One of the more aggressive steps taken by the government to enhance the income levels of farmers was to announce higher MSPs for the kharif and rabi crops this season. But a question often posed is as to how effective are these announcements in terms of delivering the price to the farmer? For the MSP to work, there have to be buyers at this announced price or else the farmer will never be able to sell the crop. This issue becomes acute when there are oversupply conditions in the market and prices tend to go down.
While this was accepted in the past, today it has become controversial since lower incomes of farmers has had negative effects of debt servicing, suicides and loan waivers. Also the ‘rural demand’ story has been dented sharply even when the harvest is good on account of lower remuneration. Therefore, the MSP has been projected as being a panacea. The challenge is how does one get the buyer in the market to buy at a price which is higher than what the demand-supply conditions warrant? Presently there is an active procurement scheme in case of rice and wheat.
This means that with the MSPs being announced, farmers can walk up to any procurement centre identified by the government and sell the crop at this price. But it has been seen that even for rice and wheat, the machinery exists for a handful of states which include UP, Punjab, Haryana, Odisha, AP, Telangana, TN, WB, and Uttarakhand. This means that a farmer producing rice, in say Maharashtra, may not have easy access to the FCI agency. Farmers, then, perforce have to sell to the private parties which will be driven by the market forces.
It is only when the private buyer sees that the farmer has alternatives that the willingness to pay a higher price increases. Therefore, for MSP to work, procurement is essential. Interestingly today, if one were to look at the highest price in any market for Tur in Maharashtra for October, it is around Rs 3300-3400/qtl as against a MSP of Rs 5,675/qtl (AGMARKNET). In case of moong and urad, with MSP of Rs 6,925/qtl and 5,600/qtl respectively, the modal value is lower at Rs 4600-5100/qtl and Rs 4000-4400/quintal respectively. Even for soybean while the MSP is around Rs 3,399 the average modal price across markets during the month was at Rs 2900-3100/qtl.
The government does not have the machinery to buy these stocks and even in case it does, warehousing and disposal is a challenge. This involves a carrying cost and would become difficult to dispose of as it is not part of the PDS system. In fact, with Aadhaar coming in for implementing PDS, procurement becomes a contradiction. Logically, if households are being given a cash equivalent for buying foodgrains, then there is no need for having ration shops. And in this scenario of getting the MSP to be effective, procurement is necessary! Now disposing off pulses in the market becomes relevant only in case the crop falls short in the immediate subsequent year.
If the crop is good this time, then it would be a challenge to sell old stock. In fact any sale undertaken by the government will only depress prices further. At the same time unlike say sugar where there can be a policy for exporting surpluses, it is not possible for pulses as there are no large consuming countries in the world which rely on imports. An idea here is to compensate farmers for the difference between the price received in the market and MSP without there being procurement. This scheme called the Price Deficiency Payment has being proposed for soybean with a limit of 25% being set for this season. This makes sense though implementation will always pose challenges.

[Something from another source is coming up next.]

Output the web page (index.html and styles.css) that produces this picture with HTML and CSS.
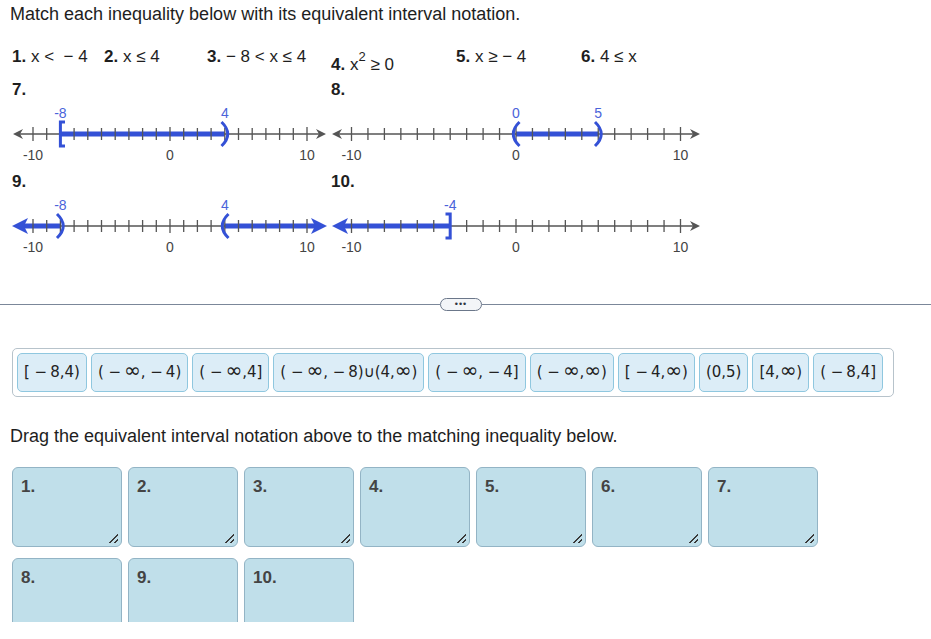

This is a very interesting proposition and could be linked directly with Aadhaar to ensure that the beneficiary is well identified. Further, the mandis that are to be covered should be known to all so that the price collection systems can be monitored in these selected markets. There will however be the challenge of identifying the actual price received by the farmer as there would be a ‘tendency to cheat’ wherein the farmer says that a lower price has been received. Alternatively the buyer may pay even lower rates knowing fully well that the government is providing the compensation.
As both parties may game the system, to prevent such adverse selection the mandis chosen for this purpose must be well regulated and transparent in operations. A way out would be to link all such compensations with the eNAM where there is a transparent system and as this concept catches up and all transactions are captured on this platform, providing this compensation will become a smoother and more effective operation. Otherwise, choosing a fair price in the market will be difficult given that the mandis are very opaque in operations.